Berkeley Group impresses the City with its 2010 numbers but remains cautious ahead of coalition government’s cuts

Tony Pidgley, chairman of residential developer Berkeley Group, said the housing market stabilised in the year to 30 April 2010 but not to the extent the company would pay shareholders a dividend.

Announcing a 12% fall in turnover to £615m, Pidgley said: “Berkeley’s strategy is to maximise shareholder value in a sustainable and safe way over the long-term. At present, the board believes that greatest value will be achieved through land acquisition, investing in work in progress and opportunistic share purchases, as opposed to declaring a dividend.”

The consensus expectation was a dividend of 10p per share.

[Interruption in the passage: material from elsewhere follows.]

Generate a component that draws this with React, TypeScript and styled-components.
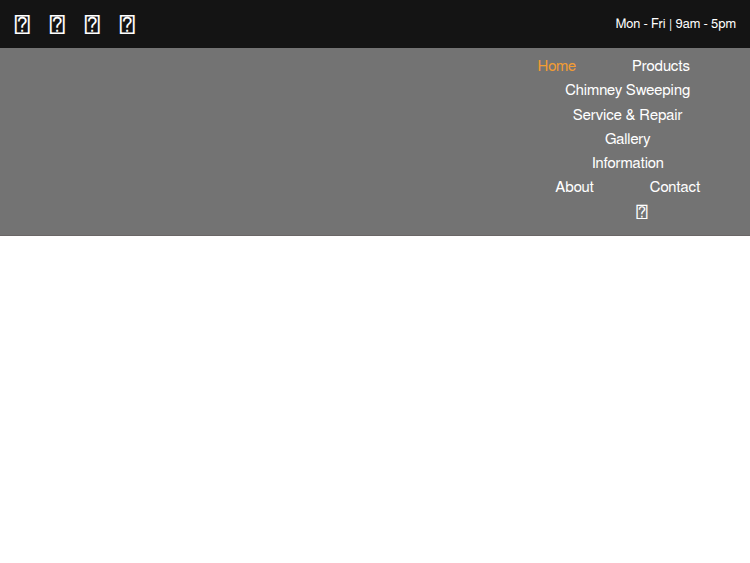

Despite admitting to a “growing sense the worst is over”, he remained cautious amid the austerity measures being imposed by the coalition government.

He said: “Quite understandably, this has given cause for reflection as people look to understand the impact of the spending reviews and policies to be implemented by. Such reviews and changes in policy are inevitable and necessary. Most important is that hard work and innovation are rewarded and growth is encouraged. In our own industry, this means a continued and concerted commitment from the private and public sector to work together to address the shortage in supply of quality housing.”  

Pre-tax profit fell 8% to £110m and the company ended the period with net cash of £317m, which compares to the net debt position of most of its listed peers.

Although completions rose from 1,501 to 2,201, the average selling price fell from £395,000 to £263,000, which Berkeley said was down to a higher proportion of lower priced homes rather than any underling weakness in sale prices. Transaction levels are still 40% below what was the historic average.

It produced an operating margin of 17.3% (2009:17.8%), which Cenkos Securities analyst Kevin Cammack described as “massively industry leading”.

Managing director Rob Perrins, the heir apparent to the company founded by Pidgley, said results had been boosted by the weakness of Sterling and the appetite of overseas investors although this was tempered by domestic economic and political uncertainty and restrictions around mortgage finance.

The company added 2,200 plots across 20 sites over the year, which Cammack said was disappointing although outweighed by the positive trading numbers, which were at the upper end of expectations.

Charlie Campbell, an analyst at Liberum Capital said he was disappointed by the lack of dividend but added: “Berkeley remains one of our top picks in the sector due to the strength of its business model, management and London exposure.”